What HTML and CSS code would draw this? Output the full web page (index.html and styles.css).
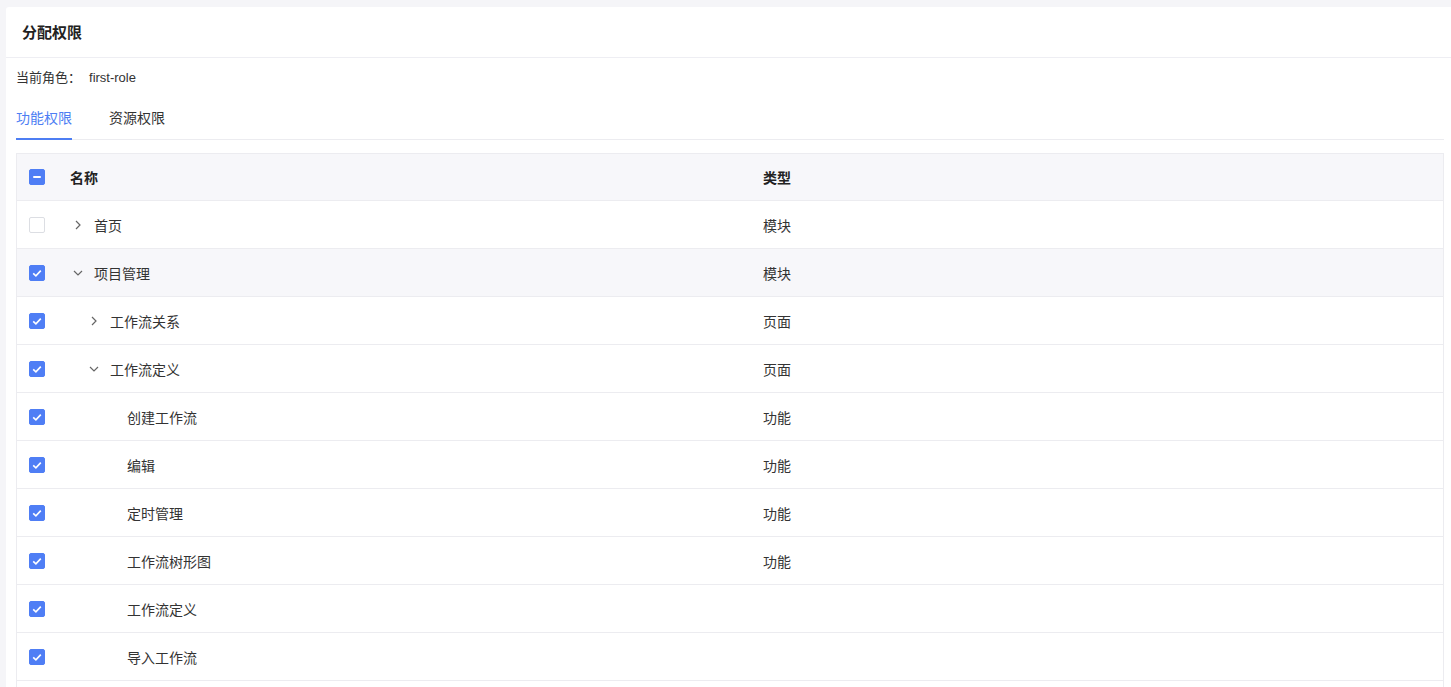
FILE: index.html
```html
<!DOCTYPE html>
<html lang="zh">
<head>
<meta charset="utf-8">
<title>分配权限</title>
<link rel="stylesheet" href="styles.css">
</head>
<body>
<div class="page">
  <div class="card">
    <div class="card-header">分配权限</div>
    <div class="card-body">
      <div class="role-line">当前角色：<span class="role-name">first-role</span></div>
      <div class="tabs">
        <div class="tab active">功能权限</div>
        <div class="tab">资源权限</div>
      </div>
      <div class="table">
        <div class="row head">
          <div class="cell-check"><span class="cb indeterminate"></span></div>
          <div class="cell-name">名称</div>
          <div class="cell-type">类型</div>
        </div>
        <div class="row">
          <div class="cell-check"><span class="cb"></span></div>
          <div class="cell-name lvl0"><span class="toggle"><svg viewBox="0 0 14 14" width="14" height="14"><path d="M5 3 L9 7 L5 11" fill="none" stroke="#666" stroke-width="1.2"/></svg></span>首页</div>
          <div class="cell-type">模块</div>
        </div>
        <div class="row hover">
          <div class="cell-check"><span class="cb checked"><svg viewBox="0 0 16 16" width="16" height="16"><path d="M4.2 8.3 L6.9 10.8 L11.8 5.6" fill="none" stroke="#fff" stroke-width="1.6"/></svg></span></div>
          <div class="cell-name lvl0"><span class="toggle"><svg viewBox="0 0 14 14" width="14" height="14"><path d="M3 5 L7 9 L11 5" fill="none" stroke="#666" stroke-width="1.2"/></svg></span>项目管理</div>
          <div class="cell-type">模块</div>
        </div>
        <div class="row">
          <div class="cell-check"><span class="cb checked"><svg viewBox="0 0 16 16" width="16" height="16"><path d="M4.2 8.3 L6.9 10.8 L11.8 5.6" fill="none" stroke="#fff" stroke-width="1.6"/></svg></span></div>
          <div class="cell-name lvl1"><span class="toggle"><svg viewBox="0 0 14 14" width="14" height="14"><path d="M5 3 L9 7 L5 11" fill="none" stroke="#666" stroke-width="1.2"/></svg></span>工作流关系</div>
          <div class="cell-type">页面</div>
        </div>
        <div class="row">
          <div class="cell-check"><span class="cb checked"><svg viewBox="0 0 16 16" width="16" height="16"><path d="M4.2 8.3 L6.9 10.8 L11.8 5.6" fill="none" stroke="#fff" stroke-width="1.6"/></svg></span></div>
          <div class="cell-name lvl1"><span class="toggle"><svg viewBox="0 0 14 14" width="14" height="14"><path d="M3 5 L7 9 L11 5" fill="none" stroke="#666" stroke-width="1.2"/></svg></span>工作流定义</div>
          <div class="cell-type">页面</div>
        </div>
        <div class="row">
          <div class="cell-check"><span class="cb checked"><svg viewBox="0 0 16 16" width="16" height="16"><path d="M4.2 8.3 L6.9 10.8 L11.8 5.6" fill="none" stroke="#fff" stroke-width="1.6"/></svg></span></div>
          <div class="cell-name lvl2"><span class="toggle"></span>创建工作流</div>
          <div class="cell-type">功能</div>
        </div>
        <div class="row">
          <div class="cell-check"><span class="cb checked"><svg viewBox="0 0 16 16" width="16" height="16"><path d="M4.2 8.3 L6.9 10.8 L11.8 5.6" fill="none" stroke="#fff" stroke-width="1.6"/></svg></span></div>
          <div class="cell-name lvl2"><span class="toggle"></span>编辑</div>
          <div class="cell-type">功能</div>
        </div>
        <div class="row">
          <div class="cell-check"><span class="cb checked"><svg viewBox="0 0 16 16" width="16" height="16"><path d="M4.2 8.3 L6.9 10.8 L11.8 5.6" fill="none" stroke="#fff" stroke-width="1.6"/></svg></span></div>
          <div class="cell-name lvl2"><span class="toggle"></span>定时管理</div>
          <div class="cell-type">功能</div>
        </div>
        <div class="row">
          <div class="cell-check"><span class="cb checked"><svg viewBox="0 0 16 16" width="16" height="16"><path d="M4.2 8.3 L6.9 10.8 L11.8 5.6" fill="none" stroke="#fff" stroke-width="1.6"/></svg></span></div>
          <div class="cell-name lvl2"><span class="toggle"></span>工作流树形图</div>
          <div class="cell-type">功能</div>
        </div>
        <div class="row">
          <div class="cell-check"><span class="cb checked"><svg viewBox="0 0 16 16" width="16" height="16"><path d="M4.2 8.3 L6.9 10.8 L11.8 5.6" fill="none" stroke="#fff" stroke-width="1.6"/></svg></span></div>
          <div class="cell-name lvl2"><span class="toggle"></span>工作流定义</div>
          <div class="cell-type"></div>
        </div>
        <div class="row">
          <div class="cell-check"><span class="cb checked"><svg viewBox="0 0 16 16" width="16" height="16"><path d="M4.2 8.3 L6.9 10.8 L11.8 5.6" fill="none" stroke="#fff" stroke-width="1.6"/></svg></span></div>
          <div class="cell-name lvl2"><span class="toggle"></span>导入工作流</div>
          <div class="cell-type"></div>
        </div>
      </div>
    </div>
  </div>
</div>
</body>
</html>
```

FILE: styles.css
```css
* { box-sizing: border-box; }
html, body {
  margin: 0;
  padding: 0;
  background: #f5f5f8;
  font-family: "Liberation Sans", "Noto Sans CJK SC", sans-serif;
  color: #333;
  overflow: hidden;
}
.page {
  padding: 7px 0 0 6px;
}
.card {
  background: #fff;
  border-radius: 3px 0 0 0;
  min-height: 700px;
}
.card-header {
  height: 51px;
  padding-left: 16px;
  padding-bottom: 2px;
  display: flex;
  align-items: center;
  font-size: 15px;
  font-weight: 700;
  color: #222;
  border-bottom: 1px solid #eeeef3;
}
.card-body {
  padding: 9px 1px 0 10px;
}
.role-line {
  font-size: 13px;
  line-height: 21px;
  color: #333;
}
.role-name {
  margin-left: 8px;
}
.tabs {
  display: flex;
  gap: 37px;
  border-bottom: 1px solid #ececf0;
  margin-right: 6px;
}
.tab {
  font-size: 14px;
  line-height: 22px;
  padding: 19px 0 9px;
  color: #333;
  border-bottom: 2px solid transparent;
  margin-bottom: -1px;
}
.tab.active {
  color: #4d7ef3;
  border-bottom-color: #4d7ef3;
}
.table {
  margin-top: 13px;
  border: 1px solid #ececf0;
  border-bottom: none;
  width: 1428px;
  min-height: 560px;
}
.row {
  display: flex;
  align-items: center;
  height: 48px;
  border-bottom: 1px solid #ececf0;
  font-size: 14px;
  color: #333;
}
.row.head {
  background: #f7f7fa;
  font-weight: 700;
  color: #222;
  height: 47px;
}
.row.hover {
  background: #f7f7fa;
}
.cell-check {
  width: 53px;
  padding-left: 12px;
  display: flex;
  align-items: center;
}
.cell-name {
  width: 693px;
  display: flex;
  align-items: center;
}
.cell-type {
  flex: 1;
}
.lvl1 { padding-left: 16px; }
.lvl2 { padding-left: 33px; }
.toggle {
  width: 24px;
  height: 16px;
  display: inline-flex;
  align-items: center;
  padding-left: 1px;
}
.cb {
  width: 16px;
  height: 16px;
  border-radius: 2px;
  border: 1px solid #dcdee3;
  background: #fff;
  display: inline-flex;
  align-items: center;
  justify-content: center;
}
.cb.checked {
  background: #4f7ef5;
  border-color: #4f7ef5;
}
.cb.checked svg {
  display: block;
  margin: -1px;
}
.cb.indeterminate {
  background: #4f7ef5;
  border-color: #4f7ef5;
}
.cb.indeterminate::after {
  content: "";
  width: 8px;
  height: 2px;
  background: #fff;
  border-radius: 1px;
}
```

(What to do): Transcribe each line above verbatim, with the pictures left out.

(The result):
What HTML and CSS code would draw this? Output the full web page (index.html and styles.css).
FILE: index.html
```html
<!DOCTYPE html>
<html lang="zh">
<head>
<meta charset="utf-8">
<title>分配权限</title>
<link rel="stylesheet" href="styles.css">
</head>
<body>
<div class="page">
  <div class="card">
    <div class="card-header">分配权限</div>
    <div class="card-body">
      <div class="role-line">当前角色：<span class="role-name">first-role</span></div>
      <div class="tabs">
        <div class="tab active">功能权限</div>
        <div class="tab">资源权限</div>
      </div>
      <div class="table">
        <div class="row head">
          <div class="cell-check"><span class="cb indeterminate"></span></div>
          <div class="cell-name">名称</div>
          <div class="cell-type">类型</div>
        </div>
        <div class="row">
          <div class="cell-check"><span class="cb"></span></div>
          <div class="cell-name lvl0"><span class="toggle"><svg viewBox="0 0 14 14" width="14" height="14"><path d="M5 3 L9 7 L5 11" fill="none" stroke="#666" stroke-width="1.2"/></svg></span>首页</div>
          <div class="cell-type">模块</div>
        </div>
        <div class="row hover">
          <div class="cell-check"><span class="cb checked"><svg viewBox="0 0 16 16" width="16" height="16"><path d="M4.2 8.3 L6.9 10.8 L11.8 5.6" fill="none" stroke="#fff" stroke-width="1.6"/></svg></span></div>
          <div class="cell-name lvl0"><span class="toggle"><svg viewBox="0 0 14 14" width="14" height="14"><path d="M3 5 L7 9 L11 5" fill="none" stroke="#666" stroke-width="1.2"/></svg></span>项目管理</div>
          <div class="cell-type">模块</div>
        </div>
        <div class="row">
          <div class="cell-check"><span class="cb checked"><svg viewBox="0 0 16 16" width="16" height="16"><path d="M4.2 8.3 L6.9 10.8 L11.8 5.6" fill="none" stroke="#fff" stroke-width="1.6"/></svg></span></div>
          <div class="cell-name lvl1"><span class="toggle"><svg viewBox="0 0 14 14" width="14" height="14"><path d="M5 3 L9 7 L5 11" fill="none" stroke="#666" stroke-width="1.2"/></svg></span>工作流关系</div>
          <div class="cell-type">页面</div>
        </div>
        <div class="row">
          <div class="cell-check"><span class="cb checked"><svg viewBox="0 0 16 16" width="16" height="16"><path d="M4.2 8.3 L6.9 10.8 L11.8 5.6" fill="none" stroke="#fff" stroke-width="1.6"/></svg></span></div>
          <div class="cell-name lvl1"><span class="toggle"><svg viewBox="0 0 14 14" width="14" height="14"><path d="M3 5 L7 9 L11 5" fill="none" stroke="#666" stroke-width="1.2"/></svg></span>工作流定义</div>
          <div class="cell-type">页面</div>
        </div>
        <div class="row">
          <div class="cell-check"><span class="cb checked"><svg viewBox="0 0 16 16" width="16" height="16"><path d="M4.2 8.3 L6.9 10.8 L11.8 5.6" fill="none" stroke="#fff" stroke-width="1.6"/></svg></span></div>
          <div class="cell-name lvl2"><span class="toggle"></span>创建工作流</div>
          <div class="cell-type">功能</div>
        </div>
        <div class="row">
          <div class="cell-check"><span class="cb checked"><svg viewBox="0 0 16 16" width="16" height="16"><path d="M4.2 8.3 L6.9 10.8 L11.8 5.6" fill="none" stroke="#fff" stroke-width="1.6"/></svg></span></div>
          <div class="cell-name lvl2"><span class="toggle"></span>编辑</div>
          <div class="cell-type">功能</div>
        </div>
        <div class="row">
          <div class="cell-check"><span class="cb checked"><svg viewBox="0 0 16 16" width="16" height="16"><path d="M4.2 8.3 L6.9 10.8 L11.8 5.6" fill="none" stroke="#fff" stroke-width="1.6"/></svg></span></div>
          <div class="cell-name lvl2"><span class="toggle"></span>定时管理</div>
          <div class="cell-type">功能</div>
        </div>
        <div class="row">
          <div class="cell-check"><span class="cb checked"><svg viewBox="0 0 16 16" width="16" height="16"><path d="M4.2 8.3 L6.9 10.8 L11.8 5.6" fill="none" stroke="#fff" stroke-width="1.6"/></svg></span></div>
          <div class="cell-name lvl2"><span class="toggle"></span>工作流树形图</div>
          <div class="cell-type">功能</div>
        </div>
        <div class="row">
          <div class="cell-check"><span class="cb checked"><svg viewBox="0 0 16 16" width="16" height="16"><path d="M4.2 8.3 L6.9 10.8 L11.8 5.6" fill="none" stroke="#fff" stroke-width="1.6"/></svg></span></div>
          <div class="cell-name lvl2"><span class="toggle"></span>工作流定义</div>
          <div class="cell-type"></div>
        </div>
        <div class="row">
          <div class="cell-check"><span class="cb checked"><svg viewBox="0 0 16 16" width="16" height="16"><path d="M4.2 8.3 L6.9 10.8 L11.8 5.6" fill="none" stroke="#fff" stroke-width="1.6"/></svg></span></div>
          <div class="cell-name lvl2"><span class="toggle"></span>导入工作流</div>
          <div class="cell-type"></div>
        </div>
      </div>
    </div>
  </div>
</div>
</body>
</html>
```

FILE: styles.css
```css
* { box-sizing: border-box; }
html, body {
  margin: 0;
  padding: 0;
  background: #f5f5f8;
  font-family: "Liberation Sans", "Noto Sans CJK SC", sans-serif;
  color: #333;
  overflow: hidden;
}
.page {
  padding: 7px 0 0 6px;
}
.card {
  background: #fff;
  border-radius: 3px 0 0 0;
  min-height: 700px;
}
.card-header {
  height: 51px;
  padding-left: 16px;
  padding-bottom: 2px;
  display: flex;
  align-items: center;
  font-size: 15px;
  font-weight: 700;
  color: #222;
  border-bottom: 1px solid #eeeef3;
}
.card-body {
  padding: 9px 1px 0 10px;
}
.role-line {
  font-size: 13px;
  line-height: 21px;
  color: #333;
}
.role-name {
  margin-left: 8px;
}
.tabs {
  display: flex;
  gap: 37px;
  border-bottom: 1px solid #ececf0;
  margin-right: 6px;
}
.tab {
  font-size: 14px;
  line-height: 22px;
  padding: 19px 0 9px;
  color: #333;
  border-bottom: 2px solid transparent;
  margin-bottom: -1px;
}
.tab.active {
  color: #4d7ef3;
  border-bottom-color: #4d7ef3;
}
.table {
  margin-top: 13px;
  border: 1px solid #ececf0;
  border-bottom: none;
  width: 1428px;
  min-height: 560px;
}
.row {
  display: flex;
  align-items: center;
  height: 48px;
  border-bottom: 1px solid #ececf0;
  font-size: 14px;
  color: #333;
}
.row.head {
  background: #f7f7fa;
  font-weight: 700;
  color: #222;
  height: 47px;
}
.row.hover {
  background: #f7f7fa;
}
.cell-check {
  width: 53px;
  padding-left: 12px;
  display: flex;
  align-items: center;
}
.cell-name {
  width: 693px;
  display: flex;
  align-items: center;
}
.cell-type {
  flex: 1;
}
.lvl1 { padding-left: 16px; }
.lvl2 { padding-left: 33px; }
.toggle {
  width: 24px;
  height: 16px;
  display: inline-flex;
  align-items: center;
  padding-left: 1px;
}
.cb {
  width: 16px;
  height: 16px;
  border-radius: 2px;
  border: 1px solid #dcdee3;
  background: #fff;
  display: inline-flex;
  align-items: center;
  justify-content: center;
}
.cb.checked {
  background: #4f7ef5;
  border-color: #4f7ef5;
}
.cb.checked svg {
  display: block;
  margin: -1px;
}
.cb.indeterminate {
  background: #4f7ef5;
  border-color: #4f7ef5;
}
.cb.indeterminate::after {
  content: "";
  width: 8px;
  height: 2px;
  background: #fff;
  border-radius: 1px;
}
```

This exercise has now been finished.